Release of guarantees: Overview, definition, and example
What is a release of guarantees?
A release of guarantees refers to the legal action or agreement in which a guarantor is formally freed from their obligations under a guarantee agreement. A guarantee typically involves one party (the guarantor) promising to fulfill the financial obligations or performance duties of another party (the principal borrower or debtor) if they default on their obligations. When a release of guarantee occurs, the guarantor is no longer responsible for covering the debts or obligations of the principal party, often due to specific conditions being met, such as repayment of the debt, the end of the contract, or a mutual agreement between the involved parties.
For example, if a business loan is fully paid off, the lender may release the guarantor from their obligations, as the original debtor has fulfilled their financial commitments.
Why is a release of guarantees important?
A release of guarantees is important because it provides financial relief and legal protection to the guarantor, who may have been liable for a significant debt or obligation. It ensures that the guarantor’s responsibilities end once the agreed-upon conditions are met, preventing them from being held accountable for the debt in the future. This release also allows businesses and individuals to move forward without the burden of potential financial risk associated with being a guarantor.
For borrowers or debtors, obtaining a release of guarantees can be a sign of financial stability and a step toward financial independence. For lenders or creditors, releasing a guarantee can occur as a reward for repayment or fulfillment of conditions, maintaining a healthy business relationship.
Understanding release of guarantees through an example
Imagine a company that took out a loan for $500,000 and had a third-party individual act as a guarantor for the loan. Over the course of several years, the company successfully repays the loan in full. Once the debt is cleared, the company and the lender enter into an agreement to release the guarantor from any future obligation related to the loan. The release of guarantee is a formal declaration that the guarantor is no longer liable for any part of the debt, and their obligation to the lender ends with the full repayment.

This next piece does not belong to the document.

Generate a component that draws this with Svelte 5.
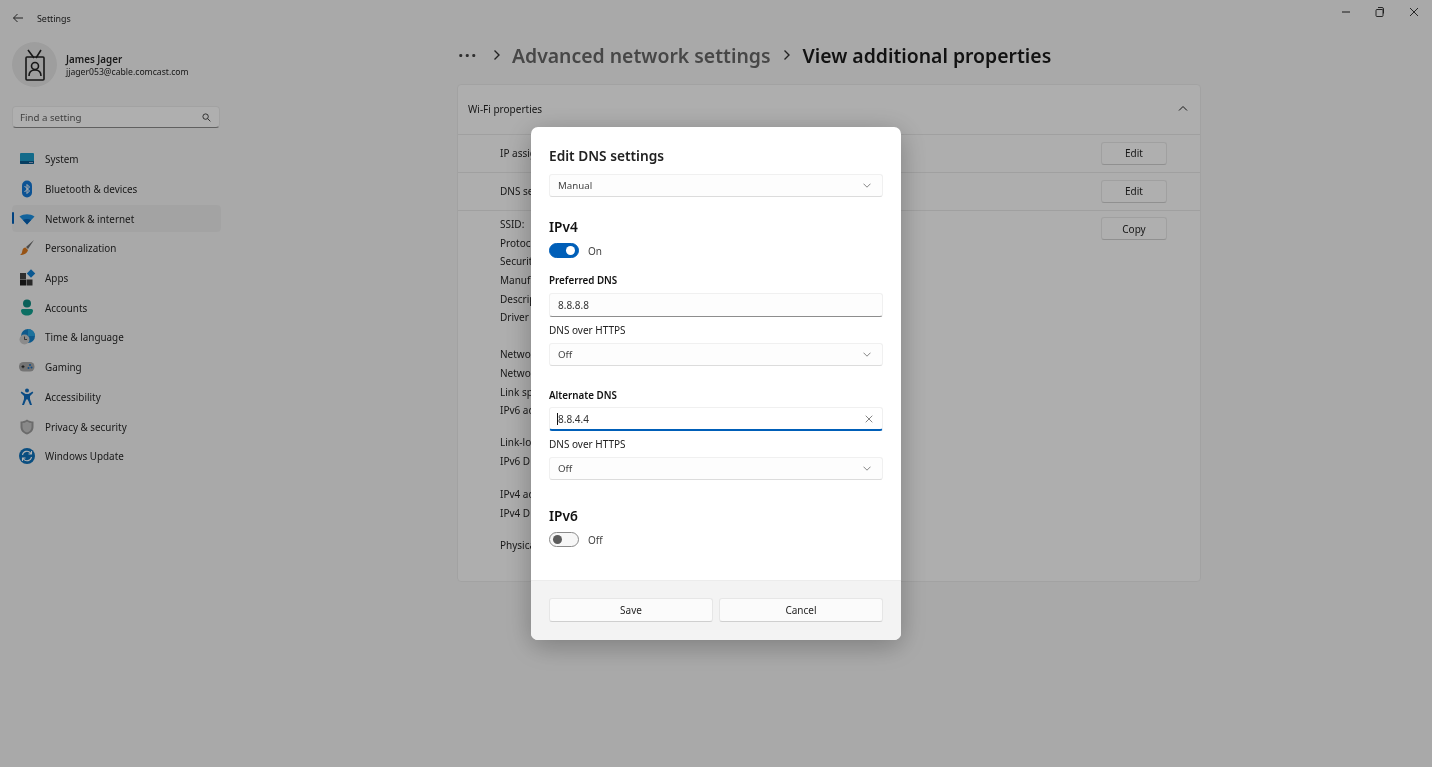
<script>
  const nav = ['System','Bluetooth & devices','Network & internet','Personalization','Apps','Accounts','Time & language','Gaming','Accessibility','Privacy & security','Windows Update'];
  const groups = [
    ['SSID:','Protocol:','Security','Manufact','Descript','Driver ver'],
    ['Network','Network','Link speed','IPv6 addr'],
    ['Link-local','IPv6 DNS'],
    ['IPv4 addr','IPv4 DNS'],
    ['Physical']
  ];
</script>

<div class="window">
  <aside class="sidebar">
    <div class="titlebar">
      <svg class="back" width="12" height="12" viewBox="0 0 12 12"><path d="M11 6H1.500M5.500 2 1.500 6l4 4" fill="none" stroke="#333" stroke-width="1"/></svg>
      <span class="apptitle">Settings</span>
    </div>
    <div class="profile">
      <div class="avatar">
        <svg width="24" height="32" viewBox="0 0 24 32" fill="none" stroke="#222" stroke-width="1.600">
          <path d="M5 1l6 8M18 1l-5 8"/>
          <rect x="3" y="8" width="18" height="23" rx="1"/>
          <circle cx="12" cy="17" r="3.500"/>
          <path d="M6 27c0-4 2.500-6 6-6s6 2 6 6"/>
        </svg>
      </div>
      <div class="who">
        <div class="name">James Jager</div>
        <div class="mail">jjager053@cable.comcast.com</div>
      </div>
    </div>
    <div class="search">
      <span>Find a setting</span>
      <svg width="9" height="9" viewBox="0 0 10 10" fill="none" stroke="#333" stroke-width="1"><circle cx="4" cy="4" r="3"/><path d="M6.200 6.200 9.300 9.300"/></svg>
    </div>
    <nav class="nav">
      {#each nav as item, i}
        <div class="item" class:active={i === 2}>
          {#if i === 2}<span class="marker"></span>{/if}
          <svg class="ico" width="18" height="18" viewBox="0 0 18 18">
            {#if i === 0}
              <rect x="2" y="3" width="14" height="11" rx="1" fill="#1c9ac6"/><path d="M2 11h14v2a1 1 0 0 1-1 1H3a1 1 0 0 1-1-1z" fill="#0a5a8c"/><rect x="11" y="12" width="4" height="1" fill="#9ac"/>
            {:else if i === 1}
              <rect x="4" y="0.500" width="10" height="17" rx="5" fill="#1478d4"/><path d="M6.500 6l5 5-2.500 2.500v-9L11.500 7l-5 5" fill="none" stroke="#fff" stroke-width="1"/>
            {:else if i === 2}
              <path d="M1.500 6.500c4.500-3 10.500-3 15 0L9 14.500z" fill="#1a8fe0"/><path d="M5 10c2.500-1.300 5.500-1.300 8 0L9 14.500z" fill="#075fb0"/>
            {:else if i === 3}
              <path d="M16 1 8 8l2 2z" fill="#6d6d6d"/><path d="M7.500 8.500 10 11c-.5 3-4 5-8 5 2-1 2-3 2.500-5 .4-1.500 1.500-2.500 3-2.500z" fill="#d8781e"/>
            {:else if i === 4}
              <rect x="2" y="4" width="6" height="6" fill="#444"/><rect x="2" y="10.500" width="6" height="6" fill="#1f1f1f"/><rect x="8.500" y="10.500" width="6" height="6" fill="#3a3a3a"/><rect x="10" y="1.500" width="6" height="6" transform="rotate(45 13 4.500)" fill="#0f7fd0"/>
            {:else if i === 5}
              <circle cx="9" cy="4.500" r="4" fill="#0e8a80"/><path d="M3 11.500a1.500 1.500 0 0 1 1.500-1.500h9a1.500 1.500 0 0 1 1.500 1.500c0 3-2.500 5-6 5s-6-2-6-5z" fill="#12a08f"/>
            {:else if i === 6}
              <circle cx="10" cy="8" r="7" fill="#1580c8"/><path d="M10 1a7 7 0 0 1 7 7h-7z" fill="#2aa4e0"/><circle cx="6.500" cy="11.500" r="5" fill="#c8c8c8"/><path d="M6.500 8.500v3h2.500" fill="none" stroke="#333" stroke-width=".8"/>
            {:else if i === 7}
              <rect x="1" y="4" width="15.500" height="9.500" rx="4.500" fill="#a6a6a6"/><path d="M3.500 8.700h3M5 7.200v3" stroke="#222" stroke-width="1"/><circle cx="12" cy="7" r="1" fill="#1a6fc0"/><circle cx="10.500" cy="10" r="1" fill="#1a6fc0"/><circle cx="13.500" cy="9.500" r="1" fill="#1a6fc0"/>
            {:else if i === 8}
              <circle cx="9" cy="2.500" r="2" fill="#0f6cbd"/><path d="M3.500 3.500l4 2.500h3l4-2.500.8 1.300L12 8v3l2 6h-2l-2.200-5.500H8.200L6 17H4l2-6V8L2.700 4.800z" fill="#0f6cbd"/>
            {:else if i === 9}
              <path d="M9 1.500c2 1.400 4.300 2.100 6.500 2.100V9c0 3.700-2.700 6.300-6.500 7.500C5.200 15.300 2.500 12.700 2.500 9V3.600C4.700 3.600 7 2.900 9 1.500z" fill="#9a9a9a"/><path d="M9 3.500c1.500 1 3 1.500 4.500 1.600V9c0 2.700-1.800 4.600-4.500 5.500C6.300 13.600 4.500 11.700 4.500 9V5.100C6 5 7.500 4.500 9 3.500z" fill="#c4c4c4"/>
            {:else}
              <circle cx="9" cy="9" r="8" fill="#0f70b8"/><path d="M4.500 8a4.500 4.500 0 0 1 8-2l1 1M13.500 10a4.500 4.500 0 0 1-8 2l-1-1M13.500 4v3h-3M4.500 14v-3h3" fill="none" stroke="#fff" stroke-width="1.100"/>
            {/if}
          </svg>
          <span>{item}</span>
        </div>
      {/each}
    </nav>
  </aside>

  <main class="main">
    <div class="controls">
      <svg width="12" height="12" viewBox="0 0 12 12"><path d="M2 6h8" stroke="#222" stroke-width="1"/></svg>
      <svg width="12" height="12" viewBox="0 0 12 12" fill="none" stroke="#222" stroke-width=".9"><rect x="2" y="3.500" width="7" height="7" rx="1"/><path d="M4 1.500h4a1.500 1.500 0 0 1 1.500 1.500v4.500"/></svg>
      <svg width="12" height="12" viewBox="0 0 12 12"><path d="M2 2l8 8M10 2 2 10" stroke="#222" stroke-width=".9"/></svg>
    </div>
    <div class="crumbs">
      <span class="dots">···</span>
      <svg class="sep" width="10" height="12" viewBox="0 0 10 12"><path d="M2.500 1.500 7 6l-4.500 4.500" fill="none" stroke="#333" stroke-width="1.400"/></svg>
      <span class="crumb">Advanced network settings</span>
      <svg class="sep" width="10" height="12" viewBox="0 0 10 12"><path d="M2.500 1.500 7 6l-4.500 4.500" fill="none" stroke="#333" stroke-width="1.400"/></svg>
      <span class="crumb current">View additional properties</span>
    </div>

    <section class="card">
      <header class="cardhead">
        <span>Wi-Fi properties</span>
        <svg width="10" height="7" viewBox="0 0 10 7"><path d="M1 5.500 5 1.500l4 4" fill="none" stroke="#222" stroke-width="1"/></svg>
      </header>
      <div class="row"><span>IP assig</span><button class="btn">Edit</button></div>
      <div class="row"><span>DNS se</span><button class="btn">Edit</button></div>
      <div class="details">
        <div class="lists">
          {#each groups as g}
            <div class="group">{#each g as line}<div class="line">{line}</div>{/each}</div>
          {/each}
        </div>
        <button class="btn copy">Copy</button>
      </div>
    </section>
  </main>
</div>

<div class="scrim">
  <div class="dialog">
    <div class="body">
      <h2>Edit DNS settings</h2>
      <div class="field select">
        <span>Manual</span>
        <svg width="8" height="5" viewBox="0 0 8 5"><path d="M.5.700 4 4.200 7.500.7" fill="none" stroke="#777" stroke-width=".9"/></svg>
      </div>

      <h3 class="v4">IPv4</h3>
      <div class="toggle-row">
        <span class="toggle on"><i></i></span><span>On</span>
      </div>
      <div class="label strong l1">Preferred DNS</div>
      <div class="field input"><span>8.8.8.8</span></div>
      <div class="label l2">DNS over HTTPS</div>
      <div class="field select">
        <span>Off</span>
        <svg width="8" height="5" viewBox="0 0 8 5"><path d="M.5.700 4 4.200 7.500.7" fill="none" stroke="#777" stroke-width=".9"/></svg>
      </div>

      <div class="label strong l3">Alternate DNS</div>
      <div class="field input focus">
        <span class="caret"></span><span>8.8.4.4</span>
        <svg class="clear" width="8" height="8" viewBox="0 0 8 8"><path d="M.7.7l6.600 6.600M7.300.7.7 7.300" stroke="#777" stroke-width=".9"/></svg>
      </div>
      <div class="label l2">DNS over HTTPS</div>
      <div class="field select">
        <span>Off</span>
        <svg width="8" height="5" viewBox="0 0 8 5"><path d="M.5.700 4 4.200 7.500.7" fill="none" stroke="#777" stroke-width=".9"/></svg>
      </div>

      <h3 class="v6">IPv6</h3>
      <div class="toggle-row">
        <span class="toggle"><i></i></span><span>Off</span>
      </div>
    </div>
    <footer class="foot">
      <button class="dbtn">Save</button>
      <button class="dbtn">Cancel</button>
    </footer>
  </div>
</div>

<style>
  :global(body) {
    margin: 0;
    background: #f3f3f3;
    font-family: "Noto Sans", "Open Sans", sans-serif;
    font-size: 10px;
    color: #262626;
    overflow: hidden;
  }
  .window { display: flex; height: 767px; width: 1432px; background: #f3f3f3; filter: blur(.35px); }

  .sidebar { width: 233px; flex: none; padding-left: 12px; box-sizing: border-box; }
  .titlebar { display: flex; align-items: center; height: 36px; }
  .back { margin-right: 13px; }
  .apptitle { font-size: 8.900px; }
  .profile { display: flex; align-items: center; gap: 9px; margin-top: 6px; height: 45px; }
  .avatar { width: 45px; height: 45px; border-radius: 50%; background: #e2e2e2; display: flex; align-items: center; justify-content: center; }
  .who { padding-top: 3px; }
  .name { font-weight: 600; font-size: 9.800px; line-height: 13px; }
  .mail { font-size: 8.650px; line-height: 13px; }
  .search {
    margin-top: 19px; width: 208px; height: 22px; box-sizing: border-box;
    display: flex; align-items: center; justify-content: space-between; padding: 0 8px 0 7px;
    background: #fbfbfb; border: 1px solid #e8e8e8; border-bottom-color: #8a8a8a; border-radius: 4px;
    color: #5c5c5c; font-size: 9.700px;
  }
  .nav { margin-top: 18px; width: 209px; display: flex; flex-direction: column; gap: 3px; }
  .item { position: relative; display: flex; align-items: center; height: 26.700px; padding-left: 6px; border-radius: 4px; font-size: 9.900px; }
  .item .ico { margin-right: 9px; flex: none; }
  .item.active { background: #eaeaea; }
  .marker { position: absolute; left: 0; top: 7px; height: 12px; width: 2px; background: #005fb8; border-radius: 1px; }

  .main { flex: 1; padding-left: 224px; padding-right: 231px; box-sizing: border-box; position: relative; }
  .controls { position: absolute; right: 12px; top: 6px; display: flex; gap: 22px; }
  .crumbs { display: flex; align-items: center; height: 30px; margin-top: 40px; }
  .dots { font-size: 20px; font-weight: 600; width: 35px; padding-left: 1px; box-sizing: border-box; color: #444; letter-spacing: 1px; }
  .sep { margin-right: 10px; }
  .crumb { font-size: 19.400px; font-weight: 600; color: #666; margin-right: 12px; white-space: nowrap; }
  .crumb.current { color: #1b1b1b; }

  .card {
    margin-top: 14px; height: 498px; box-sizing: border-box;
    background: #f9f9f9; border: 1px solid #e9e9e9; border-radius: 4px;
  }
  .cardhead { height: 49px; box-sizing: border-box; display: flex; align-items: center; justify-content: space-between; padding: 0 12px 2px 10px; font-size: 10px; }
  .row {
    height: 38px; box-sizing: border-box; border-top: 1px solid #e6e6e6;
    display: flex; align-items: center; justify-content: space-between; padding: 0 33px 1px 42px; font-size: 10px;
  }
  .btn {
    width: 66px; height: 23px; box-sizing: border-box; padding: 0;
    background: #fbfbfb; border: 1px solid #e6e6e6; border-bottom-color: #cfcfcf; border-radius: 3px;
    font: inherit; font-size: 10px; color: #262626;
  }
  .details { border-top: 1px solid #e6e6e6; display: flex; justify-content: space-between; padding: 4px 33px 0 42px; }
  .copy { margin-top: 2px; }
  .group { margin-bottom: 13.300px; }
  .group:first-child { margin-bottom: 18.300px; }
  .group:nth-child(3) { margin-bottom: 14.300px; }
  .line { height: 18.700px; line-height: 18.700px; font-size: 10px; }

  .scrim {
    position: fixed; inset: 0;
    background: rgba(0, 0, 0, .3);
    display: flex; align-items: center; justify-content: center;
  }
  .dialog {
    width: 370px; height: 513px; background: #fff; border-radius: 7px; overflow: hidden;
    box-shadow: 0 6px 28px rgba(0, 0, 0, .28);
    display: flex; flex-direction: column;
    filter: blur(.3px);
  }
  .body { flex: 1; padding: 0 18px; }
  h2 { font-size: 13.700px; font-weight: 600; margin: 19px 0 9px; line-height: 19px; color: #222; }
  h3 { font-size: 13.700px; font-weight: 600; margin: 0; line-height: 18px; color: #111; }
  .v4 { margin-top: 21px; }
  .v6 { margin-top: 27px; }
  .field {
    height: 23px; box-sizing: border-box; width: 334px;
    display: flex; align-items: center; justify-content: space-between; padding: 0 11px 0 8px;
    background: #fdfdfd; border: 1px solid #f0f0f0; border-bottom-color: #dcdcdc; border-radius: 3px;
    font-size: 9.700px; color: #444;
  }
  .input { border-bottom-color: #8d8d8d; height: 24px; color: #333; font-size: 10px; }
  .focus { border-bottom: 2px solid #005fb8; background: #fff; justify-content: flex-start; }
  .focus .caret { width: 1px; height: 12px; background: #111; margin-left: -1px; }
  .clear { margin-left: auto; margin-right: -2px; }
  .toggle-row { display: flex; align-items: center; gap: 9px; margin-top: 7px; font-size: 10px; color: #444; height: 15px; }
  .toggle {
    width: 30px; height: 15px; box-sizing: border-box; border-radius: 8px;
    border: 1px solid #8a8a8a; background: #f7f7f7; display: flex; align-items: center; padding: 0 3px;
  }
  .toggle i { width: 9px; height: 9px; border-radius: 50%; background: #5c5c5c; }
  .toggle.on { background: #005fb8; border-color: #005fb8; justify-content: flex-end; }
  .toggle.on i { background: #fff; }
  .label { line-height: 14px; font-size: 10px; color: #222; }
  .strong { font-weight: 600; color: #111; font-size: 9.800px; }
  .l1 { margin-top: 16px; margin-bottom: 5px; }
  .l2 { margin-top: 6px; margin-bottom: 6px; }
  .l3 { margin-top: 23px; margin-bottom: 4px; }
  .foot {
    height: 60px; flex: none; box-sizing: border-box; background: #f3f3f3; border-top: 1px solid #ececec;
    display: flex; gap: 6px; padding: 17px 18px 0;
  }
  .dbtn {
    width: 164px; height: 24px; padding: 0; box-sizing: border-box;
    background: #fbfbfb; border: 1px solid #e6e6e6; border-bottom-color: #cfcfcf; border-radius: 3px;
    font: inherit; font-size: 10px; color: #262626;
  }
</style>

In another example, a landlord requires a tenant to have a co-signer or guarantor in case the tenant defaults on their lease payments. If the tenant successfully makes payments for a set period of time, the landlord may agree to release the guarantor from their responsibilities, acknowledging that the tenant is now reliable and financially stable.
An example of a release of guarantees clause
Here’s how a release of guarantees clause might appear in an agreement or contract:
“Upon full repayment of the loan principal and accrued interest, the Guarantor shall be released from all obligations under this Guarantee Agreement. The Lender agrees to provide the Guarantor with written confirmation of the release, and the Guarantor shall have no further liability for the loan or any other related debts.”
Conclusion
A release of guarantees is an essential legal tool that formally ends the responsibilities of a guarantor once the conditions of the guarantee are met. It provides protection and financial relief to the guarantor while ensuring that the debtor or borrower fulfills their obligations. For both parties, a release of guarantee helps clarify their legal rights and responsibilities, providing closure to the financial agreement and mitigating ongoing risks. Understanding how and when guarantees can be released is important for individuals and businesses involved in any form of guarantee or co-signing arrangement.
This article contains general legal information and does not contain legal advice. Cobrief is not a law firm or a substitute for an attorney or law firm. The law is complex and changes often. For legal advice, please ask a lawyer.